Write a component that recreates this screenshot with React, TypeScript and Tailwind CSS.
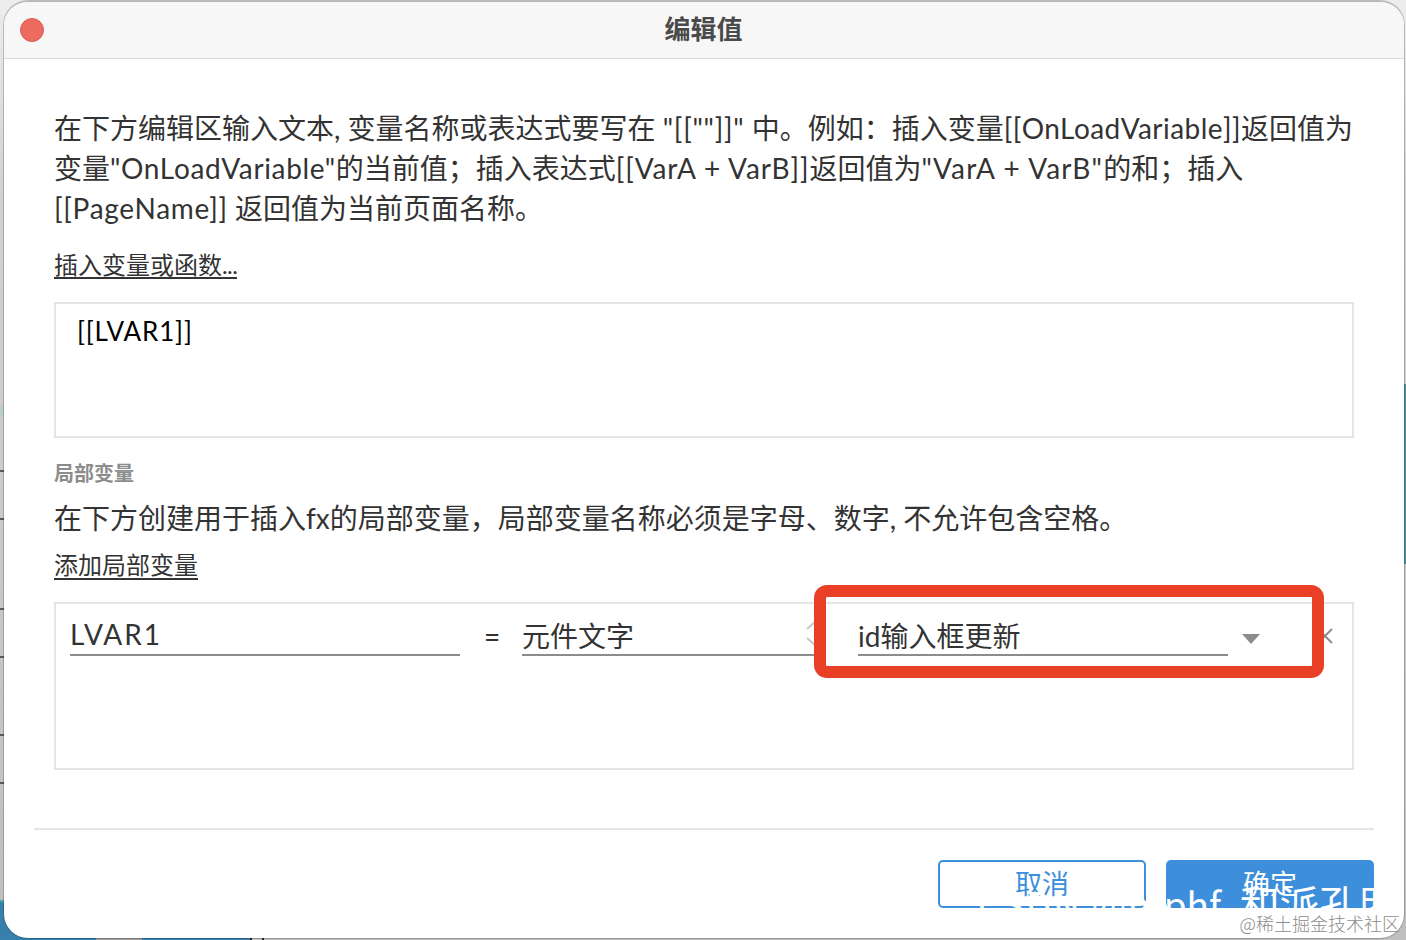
const latin = "font-['Lato','Noto_Sans_CJK_SC',sans-serif]";

// Left-hand rules of the canvas that shows behind the dialog
const rulerMarks = [470, 518, 608, 656, 734, 782];

function Field({ children, className }: { children: React.ReactNode; className: string }) {
    return (
        <div className={`h-[42px] border-b-2 border-[#8c8c8c] text-[28px] whitespace-nowrap ${className}`}>
            {children}
        </div>
    );
}

function Backdrop() {
    return (
        <div className="absolute inset-0 bg-linear-to-b from-[#ededed] via-[#d2d2d2] via-20% to-[#bfbfbf]">
            {rulerMarks.map((top) => (
                <div key={top} className="absolute left-0 h-[2px] w-1 bg-[#5a5a5a]" style={{ top }} />
            ))}
            <div className="absolute top-[406px] left-0 h-[9px] w-1 bg-[#b8cfc8]" />
            <div className="absolute top-[900px] left-0 h-10 w-[250px] bg-[#3780ae]" />
            <div className="absolute top-[900px] left-0 h-[2px] w-1 bg-[#4fa5ad]" />
            <div className="absolute top-[938px] left-[96px] h-[2px] w-[46px] bg-[#9b9b9b]" />
            <div className="absolute top-[938px] left-[250px] h-[2px] w-[2px] bg-[#222]" />
            <div className="absolute top-[938px] left-[262px] h-[2px] w-[2px] bg-[#222]" />
            <div className="absolute top-[384px] right-0 h-[180px] w-[3px] bg-[#4a9295]" />
        </div>
    );
}

export default function App() {
    return (
        <div className={`relative h-[940px] w-[1406px] overflow-hidden text-[#333] ${latin}`}>
            <Backdrop />

            <div className="relative ml-1 flex h-[937px] w-[1400px] flex-col overflow-hidden rounded-[24px] border-t border-[#b5b5b5] bg-white mt-px shadow-[0_0_0_1px_rgba(0,0,0,0.2)]">
                <header className="flex h-[57px] shrink-0 items-center border-b border-[#d9d9d9] bg-[#f7f7f7] pl-4">
                    <div className="h-6 w-6 rounded-full border border-[#dc5d54] bg-[#ed6a5e]" />
                    <h1 className="-ml-[41px] flex-1 pb-[3px] text-center text-[26px] leading-[38px] font-bold text-[#4a4a4a]">编辑值</h1>
                </header>

                <main className="flex flex-col px-[50px] pt-[49px]">
                    <div className="text-[28px] leading-[40px] whitespace-nowrap">
                        <p>
                            在下方编辑区输入文本, 变量名称或表达式要写在 <span className="tracking-[0.75px]">"[[""]]"</span>{" "}
                            中。例如：插入变量<span className="tracking-[0.45px]">[[OnLoadVariable]]</span>返回值为
                        </p>
                        <p>
                            变量<span className="tracking-[0.66px]">"OnLoadVariable"</span>的当前值；插入表达式
                            <span className="tracking-[0.9px]">[[VarA + VarB]]</span>返回值为
                            <span className="tracking-[1.15px]">"VarA + VarB"</span>的和；插入
                        </p>
                        <p>
                            <span className="tracking-[0.72px]">[[PageName]]</span> 返回值为当前页面名称。
                        </p>
                    </div>

                    <a className="mt-[19px] self-start border-b-2 border-[#333] pt-[6px] text-[24px] leading-[24px]">
                        插入变量或函数<span className="tracking-[-0.6px]">...</span>
                    </a>

                    <div className="mt-[23px] h-[136px] border-2 border-[#e5e5e5] px-[21px] pt-[9px] text-[26px] leading-[36px] tracking-[0.85px] text-black">
                        [[LVAR1]]
                    </div>

                    <h2 className="mt-[20px] text-[20px] leading-[30px] font-bold text-[#8c8c8c]">局部变量</h2>
                    <p className="mt-[10px] text-[28px] leading-[40px] whitespace-nowrap">
                        在下方创建用于插入fx的局部变量，局部变量名称必须是字母、数字, 不允许包含空格。
                    </p>
                    <a className="mt-[11px] self-start border-b-2 border-[#333] pt-[3px] text-[24px] leading-[26px]">添加局部变量</a>

                    <div className="relative mt-[22px] flex h-[168px] border-2 border-[#e5e5e5] pt-[10px] pl-[14px]">
                        <Field className="w-[390px] leading-[40px] tracking-[2px]">LVAR1</Field>
                        <span className="mt-[4px] w-[62px] pl-6 text-[28px] leading-[36px]">=</span>
                        <Field className="w-[296px] leading-[45px]">元件文字</Field>
                        <Field className="ml-[40px] w-[370px] leading-[45px]">id输入框更新</Field>
                        <svg className="mt-[19px] ml-[14px] h-[12px] w-[18px] fill-[#8c8c8c]" viewBox="0 0 18 12">
                            <path d="M0 1h18L9 11z" />
                        </svg>
                        <svg className="absolute top-[14px] left-[749px] h-8 w-6 fill-none stroke-[#c8c8c8] stroke-2" viewBox="0 0 24 32">
                            <path d="M2 11l9-8 9 8M2 20l9 8 9-8" />
                        </svg>
                        <svg className="absolute top-[24px] left-[1261px] h-4 w-4 fill-none stroke-[#8c8c8c] stroke-2" viewBox="0 0 16 16">
                            <path d="M1 1l14 14M15 1L1 15" />
                        </svg>
                        <div className="absolute top-[-19px] left-[758px] h-[93px] w-[510px] rounded-[13px] border-[#e93f26] border-x-[12px] border-y-[12px]" />
                    </div>
                </main>

                <footer className="mx-[30px] mt-[58px] flex justify-end gap-5 border-t-2 border-[#e5e5e5] pt-[30px] text-[27px] leading-[42px]">
                    <button className="h-12 w-[208px] rounded-[5px] border-2 border-[#3d8fdb] pb-px text-[#3d8fdb]">取消</button>
                    <button className="h-12 w-[208px] rounded-[5px] bg-[#3d8fdb] pb-px text-white">确定</button>
                </footer>
            </div>

            <div className="absolute top-[877px] left-[978px] flex items-baseline font-['Noto_Sans_CJK_SC',sans-serif] text-[37px] leading-[50px] whitespace-pre text-white">
                <span className="tracking-[1.6px]">CSDN @m</span>
                <span className="w-[76px]">phf</span>
                <span className="text-[40px]">和派孔明</span>
            </div>
            <div className="absolute top-[909px] right-[6px] font-['Noto_Sans_CJK_SC',sans-serif] text-[18px] leading-[28px] font-light whitespace-nowrap text-[#8c8c8c]">
                @稀土掘金技术社区
            </div>
        </div>
    );
}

PROBLEM TO WORK ON
Output the lines above in full and exactly as given, omitting any pictures.

SOLUTION BELOW
Write a component that recreates this screenshot with React, TypeScript and Tailwind CSS.
const latin = "font-['Lato','Noto_Sans_CJK_SC',sans-serif]";

// Left-hand rules of the canvas that shows behind the dialog
const rulerMarks = [470, 518, 608, 656, 734, 782];

function Field({ children, className }: { children: React.ReactNode; className: string }) {
    return (
        <div className={`h-[42px] border-b-2 border-[#8c8c8c] text-[28px] whitespace-nowrap ${className}`}>
            {children}
        </div>
    );
}

function Backdrop() {
    return (
        <div className="absolute inset-0 bg-linear-to-b from-[#ededed] via-[#d2d2d2] via-20% to-[#bfbfbf]">
            {rulerMarks.map((top) => (
                <div key={top} className="absolute left-0 h-[2px] w-1 bg-[#5a5a5a]" style={{ top }} />
            ))}
            <div className="absolute top-[406px] left-0 h-[9px] w-1 bg-[#b8cfc8]" />
            <div className="absolute top-[900px] left-0 h-10 w-[250px] bg-[#3780ae]" />
            <div className="absolute top-[900px] left-0 h-[2px] w-1 bg-[#4fa5ad]" />
            <div className="absolute top-[938px] left-[96px] h-[2px] w-[46px] bg-[#9b9b9b]" />
            <div className="absolute top-[938px] left-[250px] h-[2px] w-[2px] bg-[#222]" />
            <div className="absolute top-[938px] left-[262px] h-[2px] w-[2px] bg-[#222]" />
            <div className="absolute top-[384px] right-0 h-[180px] w-[3px] bg-[#4a9295]" />
        </div>
    );
}

export default function App() {
    return (
        <div className={`relative h-[940px] w-[1406px] overflow-hidden text-[#333] ${latin}`}>
            <Backdrop />

            <div className="relative ml-1 flex h-[937px] w-[1400px] flex-col overflow-hidden rounded-[24px] border-t border-[#b5b5b5] bg-white mt-px shadow-[0_0_0_1px_rgba(0,0,0,0.2)]">
                <header className="flex h-[57px] shrink-0 items-center border-b border-[#d9d9d9] bg-[#f7f7f7] pl-4">
                    <div className="h-6 w-6 rounded-full border border-[#dc5d54] bg-[#ed6a5e]" />
                    <h1 className="-ml-[41px] flex-1 pb-[3px] text-center text-[26px] leading-[38px] font-bold text-[#4a4a4a]">编辑值</h1>
                </header>

                <main className="flex flex-col px-[50px] pt-[49px]">
                    <div className="text-[28px] leading-[40px] whitespace-nowrap">
                        <p>
                            在下方编辑区输入文本, 变量名称或表达式要写在 <span className="tracking-[0.75px]">"[[""]]"</span>{" "}
                            中。例如：插入变量<span className="tracking-[0.45px]">[[OnLoadVariable]]</span>返回值为
                        </p>
                        <p>
                            变量<span className="tracking-[0.66px]">"OnLoadVariable"</span>的当前值；插入表达式
                            <span className="tracking-[0.9px]">[[VarA + VarB]]</span>返回值为
                            <span className="tracking-[1.15px]">"VarA + VarB"</span>的和；插入
                        </p>
                        <p>
                            <span className="tracking-[0.72px]">[[PageName]]</span> 返回值为当前页面名称。
                        </p>
                    </div>

                    <a className="mt-[19px] self-start border-b-2 border-[#333] pt-[6px] text-[24px] leading-[24px]">
                        插入变量或函数<span className="tracking-[-0.6px]">...</span>
                    </a>

                    <div className="mt-[23px] h-[136px] border-2 border-[#e5e5e5] px-[21px] pt-[9px] text-[26px] leading-[36px] tracking-[0.85px] text-black">
                        [[LVAR1]]
                    </div>

                    <h2 className="mt-[20px] text-[20px] leading-[30px] font-bold text-[#8c8c8c]">局部变量</h2>
                    <p className="mt-[10px] text-[28px] leading-[40px] whitespace-nowrap">
                        在下方创建用于插入fx的局部变量，局部变量名称必须是字母、数字, 不允许包含空格。
                    </p>
                    <a className="mt-[11px] self-start border-b-2 border-[#333] pt-[3px] text-[24px] leading-[26px]">添加局部变量</a>

                    <div className="relative mt-[22px] flex h-[168px] border-2 border-[#e5e5e5] pt-[10px] pl-[14px]">
                        <Field className="w-[390px] leading-[40px] tracking-[2px]">LVAR1</Field>
                        <span className="mt-[4px] w-[62px] pl-6 text-[28px] leading-[36px]">=</span>
                        <Field className="w-[296px] leading-[45px]">元件文字</Field>
                        <Field className="ml-[40px] w-[370px] leading-[45px]">id输入框更新</Field>
                        <svg className="mt-[19px] ml-[14px] h-[12px] w-[18px] fill-[#8c8c8c]" viewBox="0 0 18 12">
                            <path d="M0 1h18L9 11z" />
                        </svg>
                        <svg className="absolute top-[14px] left-[749px] h-8 w-6 fill-none stroke-[#c8c8c8] stroke-2" viewBox="0 0 24 32">
                            <path d="M2 11l9-8 9 8M2 20l9 8 9-8" />
                        </svg>
                        <svg className="absolute top-[24px] left-[1261px] h-4 w-4 fill-none stroke-[#8c8c8c] stroke-2" viewBox="0 0 16 16">
                            <path d="M1 1l14 14M15 1L1 15" />
                        </svg>
                        <div className="absolute top-[-19px] left-[758px] h-[93px] w-[510px] rounded-[13px] border-[#e93f26] border-x-[12px] border-y-[12px]" />
                    </div>
                </main>

                <footer className="mx-[30px] mt-[58px] flex justify-end gap-5 border-t-2 border-[#e5e5e5] pt-[30px] text-[27px] leading-[42px]">
                    <button className="h-12 w-[208px] rounded-[5px] border-2 border-[#3d8fdb] pb-px text-[#3d8fdb]">取消</button>
                    <button className="h-12 w-[208px] rounded-[5px] bg-[#3d8fdb] pb-px text-white">确定</button>
                </footer>
            </div>

            <div className="absolute top-[877px] left-[978px] flex items-baseline font-['Noto_Sans_CJK_SC',sans-serif] text-[37px] leading-[50px] whitespace-pre text-white">
                <span className="tracking-[1.6px]">CSDN @m</span>
                <span className="w-[76px]">phf</span>
                <span className="text-[40px]">和派孔明</span>
            </div>
            <div className="absolute top-[909px] right-[6px] font-['Noto_Sans_CJK_SC',sans-serif] text-[18px] leading-[28px] font-light whitespace-nowrap text-[#8c8c8c]">
                @稀土掘金技术社区
            </div>
        </div>
    );
}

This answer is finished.